Gaining traction as a startup founder demonstrates that your business has potential to grow and succeed, which is immensely exciting and validating!

I've spoken to and worked with many founders that have experienced the elation of winning new customers. But, for most, the party starts to turn sour when they realize just how difficult it is to serve their new customers as a baby startup that doesn't have a mature product yet.

It is common advice these days in the startup world to do things don't scale, but I still see early stage founders try to get around it.

Because, in reality doing what doesn't scale is much easier said than done. It is extremely time consuming to run your business processes manually when you have lots of demanding customers, and its even harder to do it well enough to retain them. But, I'm afraid that if a founder is unable to do it, it could mean disaster for their startup. I've seen it happen to founders I've worked with and its utterly heartbreaking.

So, this is why I've stopped building custom software for founders that believe they can't operate their businesses without it. I now advise most founders who approach me to use their cash in more productive ways. Its too devestating to see all of their self-funded dollars go to waste because they didn't properly test key processes before setting them in stone with expensive custom software development (or slowly struggle to build anything with a team of unpaid developers after a promise of equity from a company that has yet to prove their value). And, without adequate funding or cashflow, they can't afford to build what they learned was actually important after their initial release fails to meet customer needs.

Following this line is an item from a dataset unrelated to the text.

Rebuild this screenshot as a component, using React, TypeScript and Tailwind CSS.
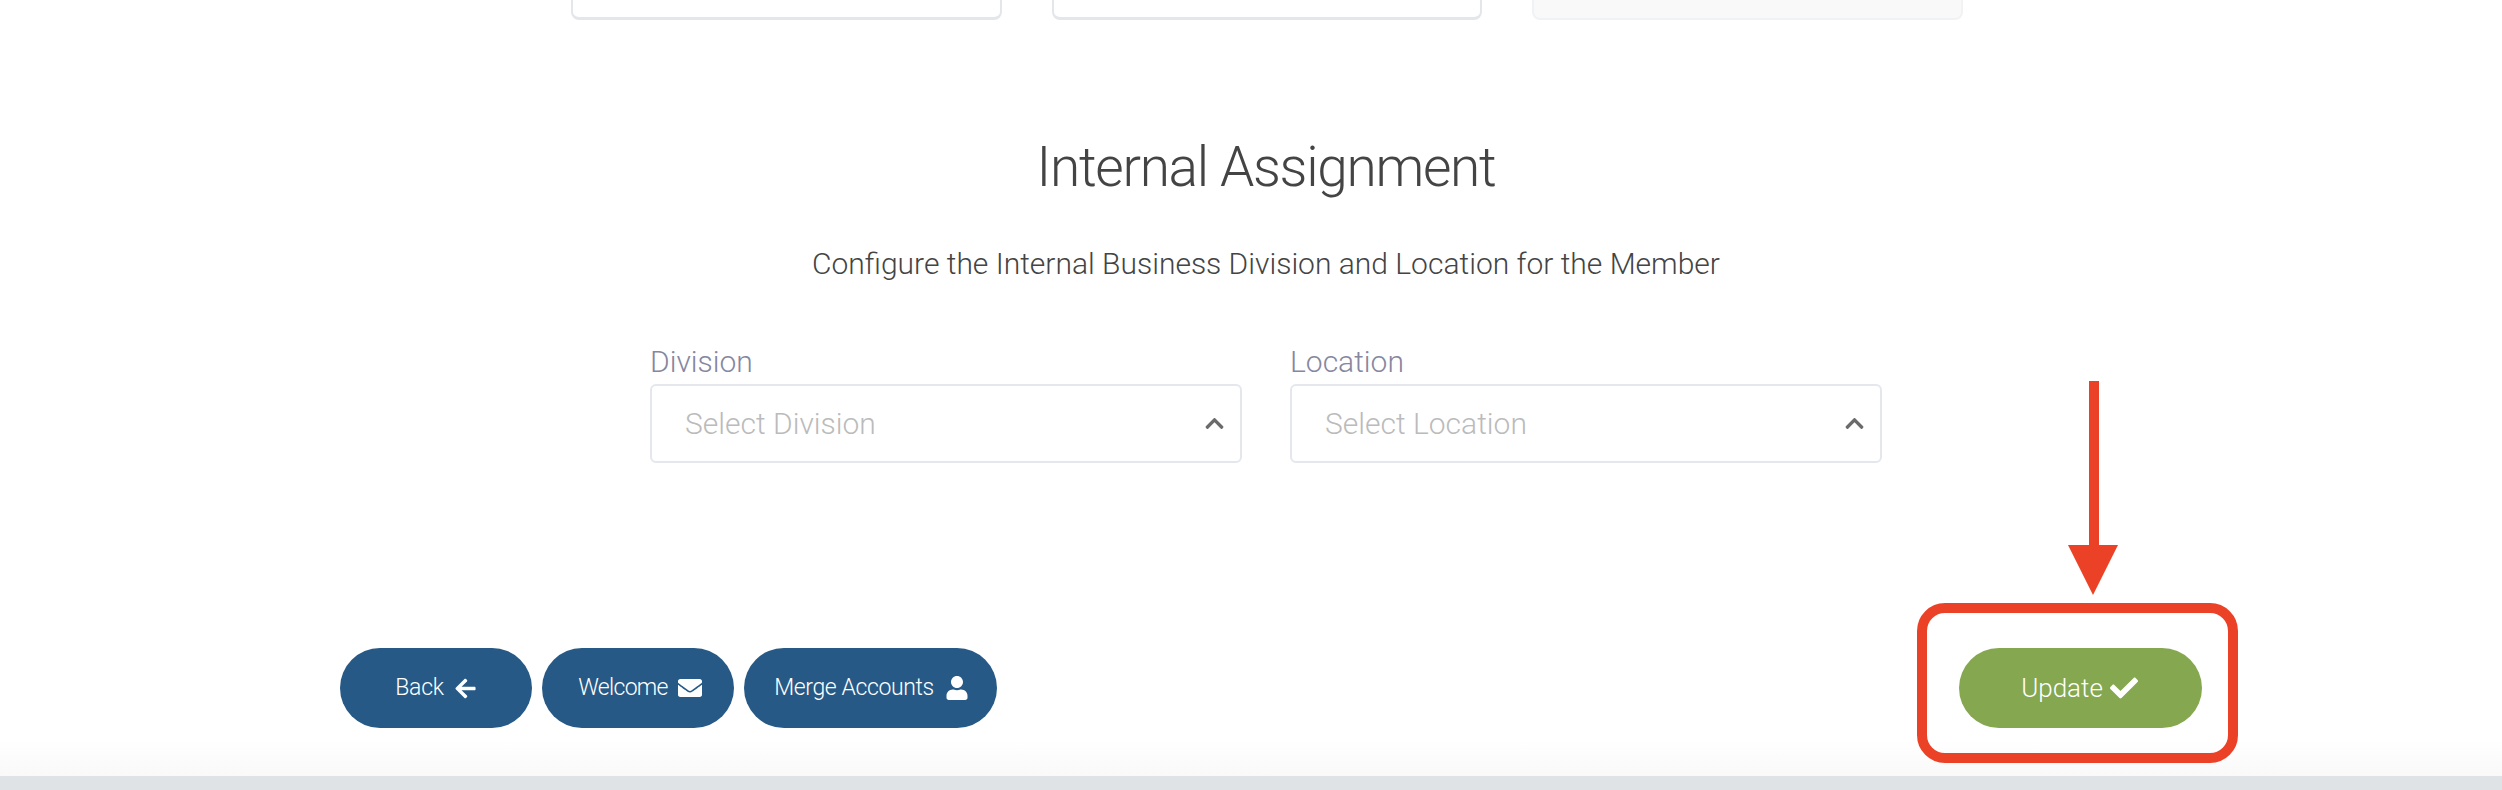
import { FaArrowLeft, FaCheck, FaChevronUp, FaEnvelope, FaUser } from "react-icons/fa";

const selects = [
  { label: "Division", placeholder: "Select Division" },
  { label: "Location", placeholder: "Select Location" },
];

export default function App() {
  return (
    <div className="relative flex h-[790px] w-full flex-col overflow-hidden bg-white font-['Roboto',sans-serif] font-light">
      {/* Cards cut off by the top of the window */}
      <div className="ml-[571px] grid h-[20px] w-[1392px] grid-cols-3 gap-x-[50px]">
        <div className="rounded-b-lg border-x-2 border-b-[3px] border-[#e3e7ec] bg-white" />
        <div className="rounded-b-lg border-x-2 border-b-[3px] border-[#e3e7ec] bg-white" />
        <div className="rounded-b-lg border-x-2 border-b-2 border-[#f1f2f3] bg-[#f9f9f9]" />
      </div>

      {/* Internal Assignment */}
      <h2 className="mt-[112px] ml-[30px] text-center text-[55px] leading-[70px] tracking-[-1.3px] text-[#444444]">
        Internal Assignment
      </h2>
      <p className="mt-[42px] ml-[30px] text-center text-[30px] leading-[40px] text-[#444444]">
        Configure the Internal Business Division and Location for the Member
      </p>

      <div className="mt-[58px] ml-[650px] grid w-[1232px] grid-cols-2 gap-x-[48px]">
        {selects.map((item) => (
          <div key={item.label} className="flex flex-col">
            <label className="text-[30px] leading-[40px] text-[#85879f]">{item.label}</label>
            <div className="mt-[2px] flex h-[79px] items-center justify-between rounded-md border-2 border-[#e4e7ec] pr-[15px] pl-[33px]">
              <span className="text-[30px] text-[#bbbbbb]">{item.placeholder}</span>
              <FaChevronUp size={21} className="text-[#6b6b6b]" />
            </div>
          </div>
        ))}
      </div>

      {/* Action buttons */}
      <div className="mt-[185px] ml-[340px] flex w-[1862px] justify-between">
        <div className="flex gap-[10px]">
          <button className="flex h-[80px] w-[192px] items-center justify-center gap-[10px] rounded-full bg-[#265985] text-[23px] tracking-[-0.3px] text-white">
            Back <FaArrowLeft size={23} />
          </button>
          <button className="flex h-[80px] w-[192px] items-center justify-center gap-[10px] rounded-full bg-[#265985] pl-[4px] text-[23px] tracking-[-0.7px] text-white">
            Welcome <FaEnvelope size={24} />
          </button>
          <button className="flex h-[80px] w-[253px] items-center justify-center gap-[11px] rounded-full bg-[#265985] pl-[2px] text-[23px] tracking-[-0.4px] text-white">
            Merge Accounts <FaUser size={24} />
          </button>
        </div>
        <button className="flex h-[80px] w-[243px] items-center justify-center gap-[7px] rounded-full bg-[#84a750] pr-[2px] text-[26px] text-white">
          Update <FaCheck size={28} />
        </button>
      </div>

      <div className="mt-auto h-[36px] bg-gradient-to-b from-white to-[#f9f9f9]" />
      <div className="h-[14px] bg-[#dfe3e6]" />

      {/* Red annotation drawn over the screenshot */}
      <div className="absolute top-[603px] left-[1917px] h-[160px] w-[321px] rounded-[28px] border-[10px] border-[#eb4227]" />
      <svg className="absolute top-[381px] left-[2068px]" width="50" height="214" viewBox="0 0 50 214">
        <path d="M21 0h10v164h19l-25 50L0 164h21z" fill="#eb4227" />
      </svg>
    </div>
  );
}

Now, I have been impressed by founders who go through this tragedy of wasting all of their capital on software that doesn't serve their customers well, and still have the drive to go back to the beginning and try the manual approach to figuring out how to better solve customers' problems. It takes a strong character to not let financial devestation stop you. And I've also seen founders who never recover. Either way, I don't recommend building custom software before you figure out how run your business without it. I have personally never seen it work. It may work for some, but I have only seen it result in tragedy. :(

Statusphere is a perfect example of a startup that has done very well by always prioritizing serving their customers over building their product. I am endlessly impressed by how these women refuse to let anything stop them. They operated for years, pitching their "platform" to investors before they actually had one, before they came to me demanding that my team build their custom software.

And, one of the biggest benefits of Statusphere doing what doesn't scale for so long is that we knew exactly what to automate. Statusphere had already tested and iterated all of their process until they found their sweet spot. So, in a way, it made my job, which often starts by helping a founder figure out WHAT to build, much easier, because we had proof of what their most valuable and time consuming processes were, and which would benefit most from automation.

Because of that, we were able to justify the expense of custom software development (and we're east coast developers so we're not even that expensive) by how much time it saved the Statusphere team, and how much value they would gain by being able to allocate their time to other valuable (manual) processes that they hadn't had time for. We weren't guessing. We weren't hoping. We had proof that the software would be worth it if it could reduce the time Statusphere was already spending to provide value to their customers.

Anyway, that's my rant about that... I love to see startups succeed, especially Orlando startups. But, if I built an app for every founder who asked me to, I might be a much richer woman (or not since they typically can't pay), but I'd certainly be a sadder one, and I just can't bring myself to do it!